We analyzed a two-player game between Alice, a content-adaptive steganographer, and Eve, an unbounded steganalyst. In keeping with a strict application of Kerckhoffs’ principle to steganography, we allowed Eve access to Alice’s embedding strategy, the cover source distribution, and unbounded computational power. Under these assumptions, we formalized processes both for constructing an optimal content-adaptive embedding strategy under the assumption of an optimal classifier, and for constructing an optimal detector under the assumption of an optimal embedding strategy.

Our formalism applies to arbitrary-sized cover sequences, although implementing the formalism for large covers remains a computational challenge.

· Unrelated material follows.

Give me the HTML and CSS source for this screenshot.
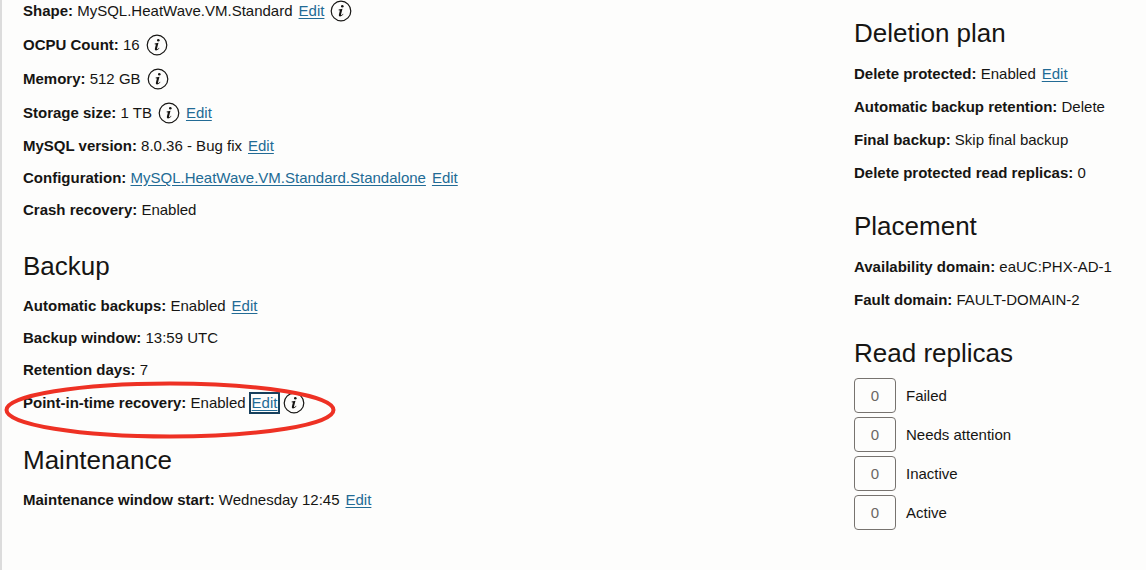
FILE: index.html
```html
<!DOCTYPE html>
<html lang="en">
<head>
<meta charset="utf-8">
<meta name="viewport" content="width=device-width, initial-scale=1">
<title>DB system details</title>
<link rel="stylesheet" href="styles.css">
</head>
<body>
<svg class="defs" aria-hidden="true">
  <symbol id="info" viewBox="0 0 22 22">
    <circle cx="11" cy="11" r="9.8" fill="none" stroke="currentColor" stroke-width="1.2"/>
    <circle cx="12.3" cy="6.3" r="1.3" fill="currentColor"/>
    <path d="M8.7 9.6L12.5 8.8L11 14.5Q10.8 15.4 11.5 15.1Q12.4 14.6 13 13.7L13.5 14.1Q12 16.6 10 16.5Q8.4 16.4 8.9 14.5L9.9 10.5L8.6 10.2Z" fill="currentColor"/>
  </symbol>
</svg>
<main class="details">
  <div class="column column-main">
    <section>
      <div class="row tall"><span><b>Shape:</b> MySQL.HeatWave.VM.Standard</span><a href="#">Edit</a><button class="info" aria-label="About shape"><svg><use href="#info"/></svg></button></div>
      <div class="row tall"><span><b>OCPU Count:</b> 16</span><button class="info" aria-label="About OCPU count"><svg><use href="#info"/></svg></button></div>
      <div class="row tall"><span><b>Memory:</b> 512 GB</span><button class="info" aria-label="About memory"><svg><use href="#info"/></svg></button></div>
      <div class="row tall"><span><b>Storage size:</b> 1 TB</span><button class="info" aria-label="About storage size"><svg><use href="#info"/></svg></button><a href="#">Edit</a></div>
      <div class="row"><span><b>MySQL version:</b> 8.0.36 - Bug fix</span><a href="#">Edit</a></div>
      <div class="row"><span><b>Configuration:</b> <a href="#">MySQL.HeatWave.VM.Standard.Standalone</a></span><a href="#">Edit</a></div>
      <div class="row"><span><b>Crash recovery:</b> Enabled</span></div>
    </section>
    <section>
      <h2>Backup</h2>
      <div class="row"><span><b>Automatic backups:</b> Enabled</span><a href="#">Edit</a></div>
      <div class="row"><span><b>Backup window:</b> 13:59 UTC</span></div>
      <div class="row"><span><b>Retention days:</b> 7</span></div>
      <div class="row tall marked"><span><b>Point-in-time recovery:</b> Enabled</span><a class="focused" href="#">Edit</a><button class="info" aria-label="About point-in-time recovery"><svg><use href="#info"/></svg></button>
        <svg class="highlight" viewBox="0 0 332 58" aria-hidden="true"><ellipse cx="166" cy="29" rx="163.5" ry="26.5"/></svg>
      </div>
    </section>
    <section>
      <h2>Maintenance</h2>
      <div class="row"><span><b>Maintenance window start:</b> Wednesday 12:45</span><a href="#">Edit</a></div>
    </section>
  </div>
  <div class="column column-side">
    <section>
      <h2>Deletion plan</h2>
      <div class="row"><span><b>Delete protected:</b> Enabled</span><a href="#">Edit</a></div>
      <div class="row"><span><b>Automatic backup retention:</b> Delete</span></div>
      <div class="row"><span><b>Final backup:</b> Skip final backup</span></div>
      <div class="row"><span><b>Delete protected read replicas:</b> 0</span></div>
    </section>
    <section>
      <h2>Placement</h2>
      <div class="row"><span><b>Availability domain:</b> eaUC:PHX-AD-1</span></div>
      <div class="row"><span><b>Fault domain:</b> FAULT-DOMAIN-2</span></div>
    </section>
    <section>
      <h2>Read replicas</h2>
      <ul class="replicas">
        <li><span class="count">0</span>Failed</li>
        <li><span class="count">0</span>Needs attention</li>
        <li><span class="count">0</span>Inactive</li>
        <li><span class="count">0</span>Active</li>
      </ul>
    </section>
  </div>
</main>
</body>
</html>
```
FILE: styles.css
```css
* { box-sizing: border-box; }
body {
  margin: 0;
  background: #fdfdfc;
  color: #161513;
  font: 15px/20px "Liberation Sans", Arial, sans-serif;
}
.defs { display: none; }
.details {
  display: grid;
  grid-template-columns: 831fr 292fr;
  min-height: 100vh;
  padding-left: 21px;
  border-left: 2px solid #dcdcdc;
  overflow: hidden;
}
.column { display: flex; flex-direction: column; }
.column-main { gap: 16px; margin-top: -6px; }
.column-side { gap: 13px; padding-top: 9px; }
h2 {
  margin: 0;
  font-size: 26px;
  line-height: 48px;
  font-weight: 400;
}
.row {
  display: flex;
  align-items: center;
  gap: 6px;
  height: 32px;
  white-space: nowrap;
}
.column-side .row { height: 33px; }
.row.tall { height: 34px; }
a { color: #226b95; text-decoration: underline; text-underline-offset: 2px; }
.info {
  width: 22px;
  height: 22px;
  padding: 0;
  border: 0;
  background: none;
  color: #161513;
}
.info svg { display: block; width: 22px; height: 22px; }
.row.marked { position: relative; gap: 5px; }
.focused {
  padding: 0 1px;
  line-height: 18px;
  outline: 2px solid #173f5c;
}
.highlight {
  position: absolute;
  left: -19px;
  top: -5px;
  width: 332px;
  height: 58px;
  pointer-events: none;
}
.highlight ellipse { fill: none; stroke: #ee3124; stroke-width: 4; }
.replicas {
  display: flex;
  flex-direction: column;
  gap: 4px;
  margin: 0;
  padding: 1px 0 0;
  list-style: none;
}
.replicas li { display: flex; align-items: center; gap: 10px; }
.count {
  width: 42px;
  border: 1px solid #77736f;
  border-radius: 4px;
  color: #6b6763;
  line-height: 33px;
  text-align: center;
}
```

For the special case of a two-bit cover sequence, we exemplified an optimal classifier/embedding pair, and illustrated its structure in terms of the classification error rates.

For the practical steganalyst, our results give direction to the optimal detection of strategic embedding, and for optimal embedding against a strategic detector. In particular, Eve’s optimal classifier should be monotone in the cover’s predictability metric; and Alice’s optimal adaptive embedding strategy should not naïvely use only the least biased positions. We also showed that a deterministic classifier can be sub-optimal for covers with heterogeneous predictability.

In our detailed analysis of length-two cover sequences, Alice’s optimal randomized embedding strategy changed each part of the cover with some positive probability, and with more sophisticated structural constraints on the game’s parameters, we expect that an analogous result can be proven for larger covers. It remains for future work to prove this conjecture and more directly address the computational tractability of implementing optimal strategies.